Iqbal spent nearly six months in solitary confinement in New York in 2002. Iqbal pleaded guilty to conspiracy and fraud for using a stolen social security number, and was eventually deported to his native Pakistan. He had argued that while Ashcroft and Mueller did not single him out for mistreatment, they were responsible for a policy of confining detainees in highly restrictive conditions because of their religious beliefs or race.

Monday's ruling rejects that argument and says that Iqbal lacked the evidence necessary to cross the high threshold required to hold government officials personally liable for their official acts. "On the facts," Justice Kennedy wrote, "...the arrests Mueller oversaw were likely lawful and justified by his nondiscriminatory intent to detain aliens who were illegally present in the United States and had potential connections to those who committed terrorist acts."

The court on Monday overturned a lower court decision that let Iqbal's lawsuit against the high-ranking officials proceed.
Posted by:trailing wife

#5  Don't worry, The One will set all this right.
Posted by: Obamaton   2009-05-19 19:29  

#4  We need to find out who the oldest conservative on the court is and set up a relay of prayers for him...
Posted by: Jonathan   2009-05-19 14:35  

#3  I need to read the minority opinion, because I can't for the life of me figure out why this was not unanimous.

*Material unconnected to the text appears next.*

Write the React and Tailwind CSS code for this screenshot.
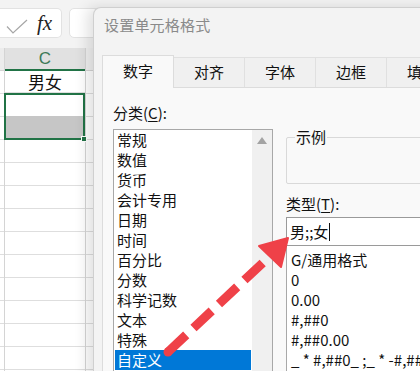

Scary.
Posted by: Glenmore   2009-05-19 07:33  

#2  All in all a good day I suppose, but it was a 5 to 4 vote along party lines. The fact that the issue even reached the "Supreme" court is disturbing. The 5 to 4 vote is even less encouraging.
Posted by: Besoeker   2009-05-19 07:31  

#1  So Iqbal was in the US illegally and committing crimes that fit the profile of those muslims who just murdered 3000 Americans and he thinks he should have been let go on his merry way? Another muzzie who feels he is entitled to do anything he desires at the expense of the infidels and they have no right to object.